Au-delà de nos divergences, bien naturelles en démocratie, nous avons apprécié votre sens du dialogue, singulièrement lors de l'examen du projet de loi sur la présomption d'innocence.
Madame le ministre, ces qualités vous seront précieuses dans vos nouvelles fonctions.
Laissez-moi vous remercier des propos laudatifs - mais mérités... (Sourires.) - qui figurent dans votre ouvrage Une Femme au coeur de l'Etat et qui s'adressent au Sénat ; nous y avons été sensibles. Comme quoi on peut changer d'avis ! Je vous remercie d'avoir évolué. (Nouveaux sourires.)
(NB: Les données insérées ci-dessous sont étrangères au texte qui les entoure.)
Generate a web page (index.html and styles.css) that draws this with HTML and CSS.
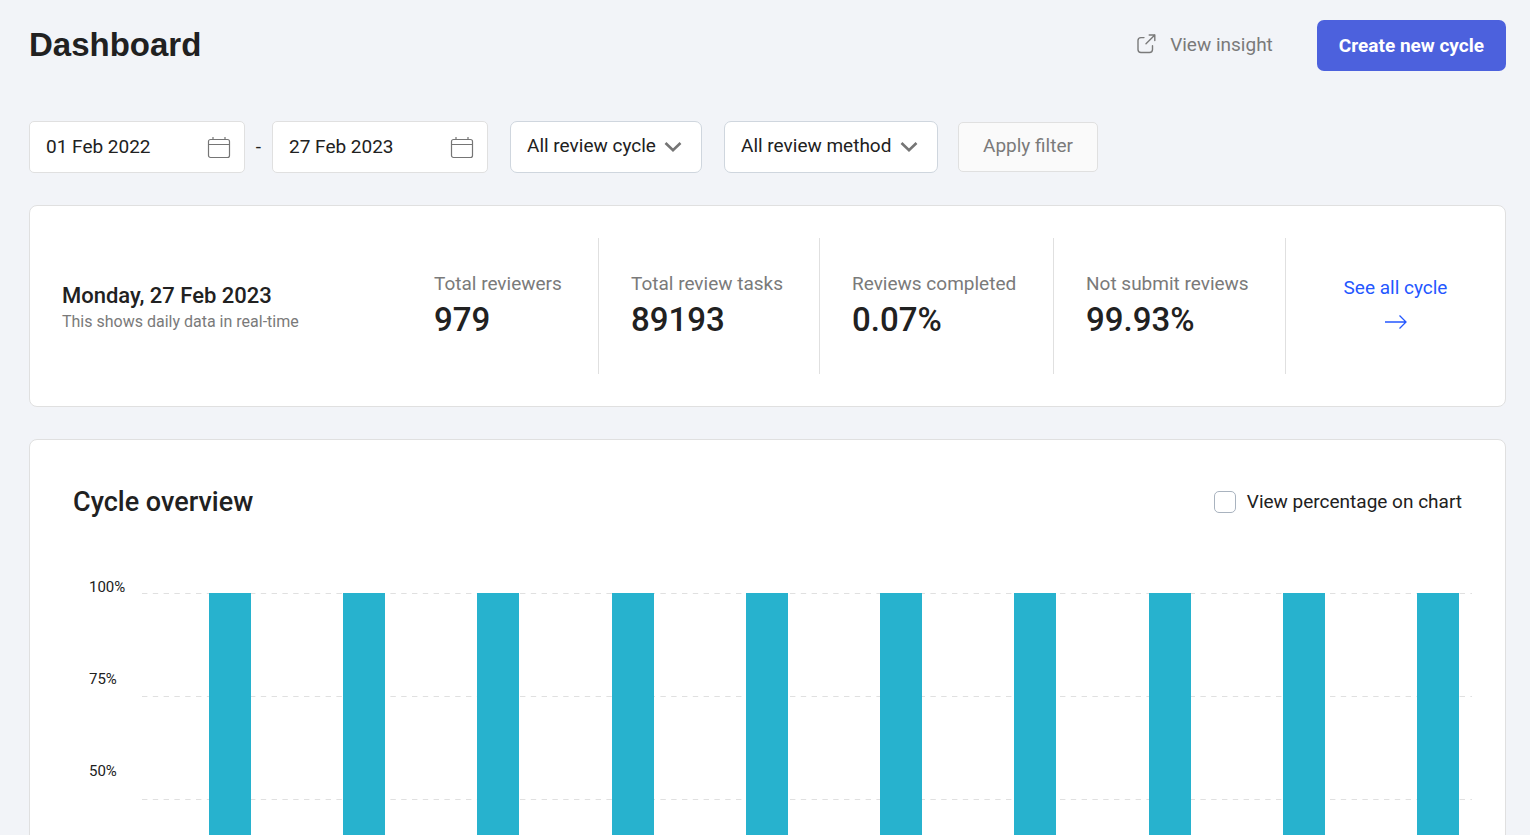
FILE: index.html
```html
<!DOCTYPE html>
<html lang="en">
<head>
    <meta charset="UTF-8">
    <meta name="viewport" content="width=device-width, initial-scale=1.0">
    <title>Dashboard</title>
    <link rel="stylesheet" href="styles.css">
</head>
<body>
    <main class="page">
        <header class="header">
            <h1>Dashboard</h1>
            <div class="header-actions">
                <a class="insight-link" href="#insight">
                    <svg width="20" height="22" viewBox="0 0 20 22" fill="none" stroke="currentColor" stroke-width="1.4" stroke-linecap="round" stroke-linejoin="round">
                        <path d="M8 3.600H5a3 3 0 0 0-3 3V15.500a3 3 0 0 0 3 3h8.500a3 3 0 0 0 3-3V11.800M10 9.700 18.800 1M13.200 1h5.600v5.600"/>
                    </svg>
                    View insight
                </a>
                <button type="button" class="btn-primary">Create new cycle</button>
            </div>
        </header>

        <form class="filters">
            <div class="date-field">
                <input type="text" aria-label="Start date" value="01 Feb 2022">
                <svg class="calendar" width="24" height="24" viewBox="0 0 24 24" fill="none" stroke="currentColor" stroke-width="1.2">
                    <rect x="1.500" y="3.500" width="21" height="18" rx="2"/>
                    <path d="M1.500 8.500h21M6 1v2.500M18 1v2.500"/>
                </svg>
            </div>
            <span class="dash">-</span>
            <div class="date-field">
                <input type="text" aria-label="End date" value="27 Feb 2023">
                <svg class="calendar" width="24" height="24" viewBox="0 0 24 24" fill="none" stroke="currentColor" stroke-width="1.2">
                    <rect x="1.500" y="3.500" width="21" height="18" rx="2"/>
                    <path d="M1.500 8.500h21M6 1v2.500M18 1v2.500"/>
                </svg>
            </div>
            <div class="select-field">
                <select aria-label="Review cycle">
                    <option>All review cycle</option>
                </select>
                <svg class="chevron" width="18" height="12" viewBox="0 0 18 12" fill="none" stroke="currentColor" stroke-width="2.6">
                    <path d="M1.500 2 9 9.300 16.500 2"/>
                </svg>
            </div>
            <div class="select-field">
                <select aria-label="Review method">
                    <option>All review method</option>
                </select>
                <svg class="chevron" width="18" height="12" viewBox="0 0 18 12" fill="none" stroke="currentColor" stroke-width="2.6">
                    <path d="M1.500 2 9 9.300 16.500 2"/>
                </svg>
            </div>
            <button type="submit" class="btn-filter" disabled>Apply filter</button>
        </form>

        <section class="card summary">
            <div class="today">
                <h2>Monday, 27 Feb 2023</h2>
                <p>This shows daily data in real-time</p>
            </div>
            <div class="stat">
                <span class="stat-label">Total reviewers</span>
                <strong class="stat-value">979</strong>
            </div>
            <div class="stat">
                <span class="stat-label">Total review tasks</span>
                <strong class="stat-value">89193</strong>
            </div>
            <div class="stat">
                <span class="stat-label">Reviews completed</span>
                <strong class="stat-value">0.07%</strong>
            </div>
            <div class="stat">
                <span class="stat-label">Not submit reviews</span>
                <strong class="stat-value">99.93%</strong>
            </div>
            <a class="see-all" href="#cycles">
                See all cycle
                <svg width="24" height="16" viewBox="0 0 24 16" fill="none" stroke="currentColor" stroke-width="1.3">
                    <path d="M1 8h21M15.500 1.500 22 8l-6.500 6.500"/>
                </svg>
            </a>
        </section>

        <section class="card overview">
            <div class="overview-head">
                <h2>Cycle overview</h2>
                <label class="check">
                    <input type="checkbox">
                    View percentage on chart
                </label>
            </div>
            <div class="chart">
                <div class="axis">
                    <span>100%</span>
                    <span>75%</span>
                    <span>50%</span>
                </div>
                <div class="plot">
                    <svg class="grid" width="100%" height="414" stroke="#e0e0e0" stroke-dasharray="5.4">
                        <line x1="0" y1="0.5" x2="100%" y2="0.5"/>
                        <line x1="0" y1="103.5" x2="100%" y2="103.5"/>
                        <line x1="0" y1="206.5" x2="100%" y2="206.5"/>
                        <line x1="0" y1="309.5" x2="100%" y2="309.5"/>
                        <line x1="0" y1="412.5" x2="100%" y2="412.5"/>
                    </svg>
                    <div class="bars">
                        <div class="bar"></div>
                        <div class="bar"></div>
                        <div class="bar"></div>
                        <div class="bar"></div>
                        <div class="bar"></div>
                        <div class="bar"></div>
                        <div class="bar"></div>
                        <div class="bar"></div>
                        <div class="bar"></div>
                        <div class="bar"></div>
                    </div>
                </div>
            </div>
        </section>
    </main>
</body>
</html>
```
FILE: styles.css
```css
* {
    box-sizing: border-box;
}

body {
    margin: 0;
    background-color: #f2f4f8;
    color: #212121;
    font-family: Roboto, "Liberation Sans", sans-serif;
    font-size: 19px;
    line-height: 24px;
}

h1, h2, p {
    margin: 0;
}

h2 {
    font-weight: 500;
}

a {
    text-decoration: none;
}

input, select, button {
    font: inherit;
    color: inherit;
}

/* The page scrolls inside its own box */
.page {
    height: 100vh;
    overflow-y: auto;
    scrollbar-width: none;
    padding: 20px 24px 32px 29px;
}

/* Header */
.header {
    display: flex;
    justify-content: space-between;
    align-items: center;
    margin-bottom: 50px;
}

.header h1 {
    padding-bottom: 2px;
    font-family: "Liberation Sans", Arial, sans-serif;
    font-size: 33px;
    line-height: 40px;
}

.header-actions {
    display: flex;
    align-items: center;
    gap: 44px;
}

.insight-link {
    display: flex;
    align-items: center;
    gap: 14px;
    padding-bottom: 2px;
    color: #7a7a7a;
}

.btn-primary {
    height: 51px;
    padding: 0 22px;
    border: none;
    border-radius: 7px;
    background-color: #4c61dd;
    color: #fff;
    font-weight: 700;
    cursor: pointer;
}

/* Filters */
.filters {
    display: flex;
    align-items: center;
    margin-bottom: 32px;
}

.date-field, .select-field {
    position: relative;
}

.date-field input {
    display: block;
    width: 216px;
    height: 52px;
    padding: 0 48px 2px 16px;
    border: 1px solid #e0e0e0;
    border-radius: 5px;
    background-color: #fff;
}

.calendar {
    position: absolute;
    top: 15px;
    right: 14px;
    color: #757575;
}

.dash {
    width: 27px;
    text-align: center;
}

.select-field {
    margin-left: 22px;
}

.select-field select {
    display: block;
    height: 52px;
    padding: 0 45px 2px 16px;
    border: 1px solid #cfd6de;
    border-radius: 7px;
    background-color: #fff;
    appearance: none;
}

.chevron {
    position: absolute;
    top: 20px;
    right: 20px;
    color: #757575;
    pointer-events: none;
}

.btn-filter {
    height: 50px;
    margin-left: 20px;
    padding: 0 24px 2px;
    border: 1px solid #e0e0e0;
    border-radius: 5px;
    background-color: #fafafa;
    color: #7a7a7a;
}

/* Cards */
.card {
    border: 1px solid #e0e0e0;
    border-radius: 8px;
    background-color: #fff;
}

.summary {
    display: grid;
    grid-template-columns: 372fr 197fr 221fr 234fr 232fr 219fr;
    padding: 32px 0;
    margin-bottom: 32px;
}

.today {
    display: flex;
    flex-direction: column;
    justify-content: center;
    padding: 4px 0 0 32px;
}

.today h2 {
    font-size: 22px;
    line-height: 28px;
}

.today p {
    color: #7a7a7a;
    font-size: 16px;
}

.stat {
    display: flex;
    flex-direction: column;
    justify-content: center;
    height: 136px;
    padding-left: 32px;
    border-right: 1px solid #e0e0e0;
}

.stat-label {
    color: #7a7a7a;
    line-height: 28px;
}

.stat-value {
    font-size: 33px;
    font-weight: 500;
    line-height: 44px;
}

.see-all {
    display: flex;
    flex-direction: column;
    align-items: center;
    justify-content: center;
    gap: 14px;
    padding-bottom: 7px;
    color: #2457ff;
}

/* Cycle overview */
.overview {
    padding: 44px 33px 32px 43px;
}

.overview-head {
    display: flex;
    justify-content: space-between;
    align-items: center;
    margin-bottom: 73px;
    padding-right: 10px;
}

.overview-head h2 {
    font-size: 27px;
    line-height: 36px;
}

.check {
    display: flex;
    align-items: center;
    gap: 11px;
}

.check input {
    width: 22px;
    height: 22px;
    margin: 0;
    border: 1px solid #a9b3bf;
    border-radius: 5px;
    background-color: #fff;
    appearance: none;
}

.check input:checked {
    background-color: #4c61dd;
}

/* Chart */
.chart {
    display: flex;
}

.axis {
    display: grid;
    grid-auto-rows: 92px;
    align-content: start;
    width: 69px;
    margin-top: -18px;
    padding-left: 16px;
    font-size: 15px;
}

.plot {
    display: grid;
    flex: 1;
    height: 414px;
}

.grid, .bars {
    grid-area: 1 / 1;
}

.bars {
    display: flex;
    justify-content: space-between;
    padding: 0 13px 0 67px;
}

.bar {
    width: 42px;
    background-color: #27b2ce;
}
```
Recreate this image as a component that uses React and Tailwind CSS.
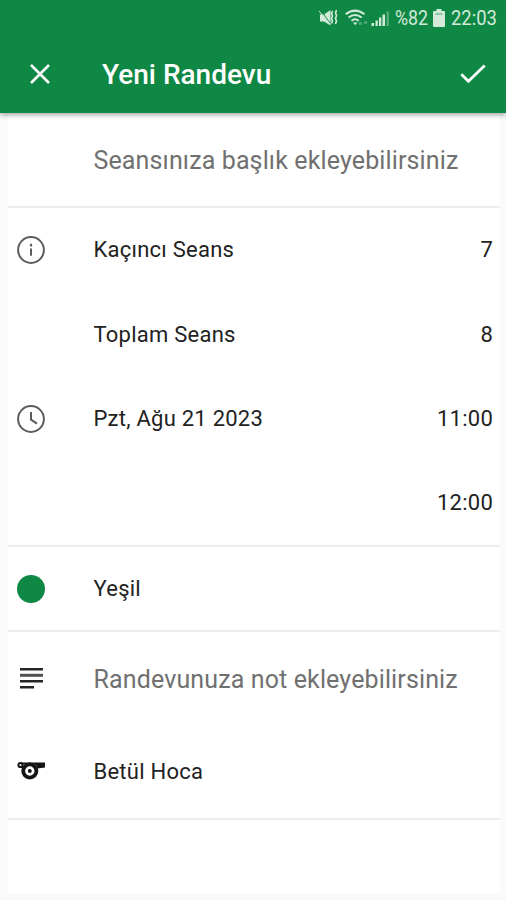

Au nom du Sénat, je vous réitère mes sincères félicitations pour votre nomination et tous mes voeux de succès. (Applaudissements.)
Je voudrais aussi saluer la première venue au Sénat de M. François Patriat, qui vient d'être appelé aux fonctions de secrétaire d'Etat aux petites et moyennes entreprises, au commerce, à l'artisanat et à la consommation.
Nous ne doutons pas, monsieur le secrétaire d'Etat, que vous saurez trouver avec le Sénat les voies d'un dialogue constructif et républicain.
Je me permets, sachant traduire les sentiments de beaucoup de membres de notre assemblée, de vous demander, en confidence, de conserver un oeil vigilant sur un problème auquel nous sommes sensibles : la chasse. (Nouveaux sourires.)
Au nom du Sénat, je vous réitère mes souhaits de cordiale bienvenue. (Applaudissements.)